I testi che la liturgia di questo Ottavo Giorno e 2ª Domenica di Pasqua propone alla nostra riflessione sono tratti da:
Atti degli Apostoli, cap.2, 42-47; Salmo 118; 1ª Lettera di Pietro, cap. 1, 3-9; Vangelo di Giovanni, cap.20, 19-31.
La preghiera della Domenica è in comunione con tutte le chiese e comunità cristiane.
Il Primo Maggio la liturgia celebra di norma la festa di san Giuseppe operaio, che, però venendo quest’anno a coincidere con l’ultimo giorno di Pasqua, non sappiamo bene che fine abbia fatto, se sia stata soppressa o solo spostata. Lui, del resto, abituato a starsene in un canto, non se la prenderà troppo. Noi, comunque, per non fargli torto, anche perché è, come dire?, contitolare della chiesetta dell’Aeroporto, ne faremo memoria la quarta domenica di questo mese.
Il calendario ci porta, sempre oggi, la memoria di Takashi Nagai, testimone di pace.

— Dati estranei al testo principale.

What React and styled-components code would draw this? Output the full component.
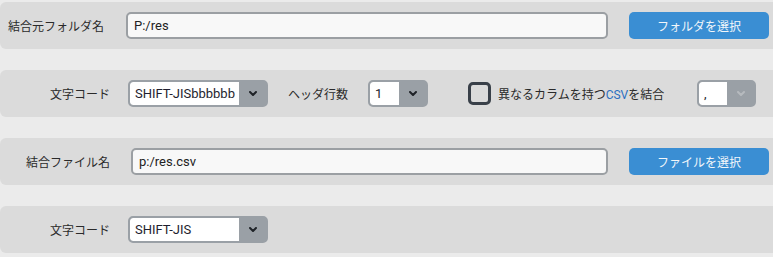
import React from "react";
import styled, { createGlobalStyle } from "styled-components";

const GlobalStyle = createGlobalStyle`
  html, body {
    margin: 0;
    padding: 0;
    background: #ebebeb;
    font-family: Roboto, "Liberation Sans", "Noto Sans CJK JP", sans-serif;
    overflow: hidden;
  }
`;

const Page = styled.div`
  width: 773px;
  padding-top: 2px;
  display: flex;
  flex-direction: column;
  gap: 21px;
`;

const Panel = styled.div`
  height: 47px;
  background: #dbdbdb;
  border-radius: 6px 0 0 6px;
  display: flex;
  align-items: center;
  padding-left: ${(p) => p.$pad || 8}px;
  box-sizing: border-box;
`;

const Label = styled.span`
  width: ${(p) => p.$w}px;
  flex-shrink: 0;
  text-align: ${(p) => p.$align || "right"};
  font-family: "Noto Sans CJK JP", sans-serif;
  font-size: 12px;
  color: #2a2a2a;
  margin-left: ${(p) => p.$ml || 0}px;
  margin-right: ${(p) => p.$mr || 0}px;
  white-space: nowrap;
`;

const TextInput = styled.div`
  width: ${(p) => p.$w}px;
  height: 27px;
  box-sizing: border-box;
  border: 2px solid #9b9fa3;
  border-radius: 5px;
  background: #f8f8f8;
  display: flex;
  align-items: center;
  padding-left: 6px;
  font-size: 13px;
  color: #222;
`;

const Button = styled.div`
  width: 140px;
  height: 27px;
  margin-left: 21px;
  border-radius: 5px;
  background: #3a8ed3;
  color: #f2f6fa;
  font-family: "Noto Sans CJK JP", sans-serif;
  font-size: 12px;
  display: flex;
  align-items: center;
  justify-content: center;
`;

const SelectBox = styled.div`
  width: ${(p) => p.$w}px;
  height: 27px;
  box-sizing: border-box;
  border: 2px solid #9aa0a6;
  border-radius: 5px;
  background: #9aa0a6;
  display: flex;
  overflow: hidden;
  margin-left: ${(p) => p.$ml || 0}px;
  flex-shrink: 0;
`;

const SelectValue = styled.div`
  flex: 1;
  background: #fff;
  border-radius: 3px 0 0 3px;
  display: flex;
  align-items: center;
  padding-left: 5px;
  font-size: 13px;
  color: #1e1e2e;
  overflow: hidden;
  white-space: nowrap;
`;

const Arrow = styled.div`
  width: 27px;
  display: flex;
  align-items: center;
  justify-content: center;
  color: ${(p) => (p.$dim ? "#b6babe" : "#1f2328")};
`;

const Check = styled.div`
  width: 23px;
  height: 23px;
  box-sizing: border-box;
  border: 3px solid #394049;
  border-radius: 5px;
  margin-left: 40px;
  flex-shrink: 0;
`;

const Blue = styled.span`
  color: #2a6fc0;
  font-family: Roboto, "Liberation Sans", sans-serif;
`;

const Chevron = () => (
  <svg width="8" height="5" viewBox="0 0 8 5">
    <polyline
      points="1,1 4,4 7,1"
      fill="none"
      stroke="currentColor"
      strokeWidth="2"
      strokeLinecap="round"
      strokeLinejoin="round"
    />
  </svg>
);

const Select = ({ w, ml, value, dim }) => (
  <SelectBox $w={w} $ml={ml}>
    <SelectValue>{value}</SelectValue>
    <Arrow $dim={dim}>
      <Chevron />
    </Arrow>
  </SelectBox>
);

export default function App() {
  return (
    <>
      <GlobalStyle />
      <Page>
        <Panel>
          <Label $w={118} $align="left">結合元フォルダ名</Label>
          <TextInput $w={482}>P:/res</TextInput>
          <Button>フォルダを選択</Button>
        </Panel>
        <Panel>
          <Label $w={102} $mr={18}>文字コード</Label>
          <Select w={140} value="SHIFT-JISbbbbbb" />
          <Label $w={60} $ml={20} $align="left">ヘッダ行数</Label>
          <Select w={60} ml={20} value="1" />
          <Check />
          <Label $w={170} $ml={7} $align="left">
            異なるカラムを持つ<Blue>CSV</Blue>を結合
          </Label>
          <Select w={59} ml={29} value="," dim />
        </Panel>
        <Panel>
          <Label $w={102} $mr={21}>結合ファイル名</Label>
          <TextInput $w={477}>p:/res.csv</TextInput>
          <Button>ファイルを選択</Button>
        </Panel>
        <Panel>
          <Label $w={102} $mr={18}>文字コード</Label>
          <Select w={140} value="SHIFT-JIS" />
        </Panel>
      </Page>
    </>
  );
}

Per stasera è tutto. Noi ci congediamo con un brano del teologo domenicano Edward Schillebeecks, tratto dal suo libro “Esperienza umana e fede in Gesù Cristo” (Queriniana). Ci aiuta a meditare sulla Pasqua che si chiude, anzi no, che continua. Ed è, per oggi, il nostro
PENSIERO DEL GIORNO
Sul piano storico la vita di Gesù sfocia effettivamente in una catastrofe che non si lascia inquadrare in schemi teorici e pratici. Da un punto di vista puramente umano qui ci troviamo di fronte ad un vero insuccesso, ad un nuovo fallimento che s’inserisce nella serie sempre più ampia di individui che nella nostra storia umana di sofferenza sono stati ammazzati mentre erano innocenti, una speranza breve, che sembra confermare continuamente la supposizione che parecchi uomini non accettino questo stato di cose, ma che siano comunque costretti a sperimentare quest’inferno, data la natura e il peso di una storia che si ripete sempre come ‘ecumene della sofferenza’. Per amore della vita che ci ha preceduto, la morte di Gesù, del mistico di Dio e difensore dell’uomo, ci pone di fronte ad un interrogativo di fondo che prevede un’unica alternativa: dovremo dire o che Dio, il Dio che Gesù ci ha annunciato come il Dio della salvezza ormai vicina, è un’illusione e quindi un pio desiderio formulato da Gesù, o saremo costretti, di fronte a questo rifiuto e questa morte di Gesù, a rivedere approfonditamente il nostro modo d’intendere Dio e la storia, e considerarlo in-valido; mentre per converso la peculiarità di Dio s’afferma valida soltanto nella morte e nella vita di Gesù, dove si apre anche una nuova prospettiva di futuro: un futuro per colui che dal punto di vista umano non ha più futuro. La storia umana – nei suoi successi, fiaschi, illusioni e delusioni – viene trascesa dal Dio vivente, che ha l’ultima parola e vuole la salvezza degli uomini. Forse noi possiamo vivere nelle illusioni, ma non potremo morire in esse. È questo il nucleo del messaggio cristiano della risurrezione di Gesù, il quale c’invita a compiere atti di liberazione e di sanazione umana, ci affida il compito di essere felicità per gli altri e di non vivere d’illusioni e di ideologie. (Edward Schillebeecks, Esperienza umana e fede in Gesù Cristo).
Ricevete l’abbraccio dei vostri fratelli e sorelle della Comunità del bairro.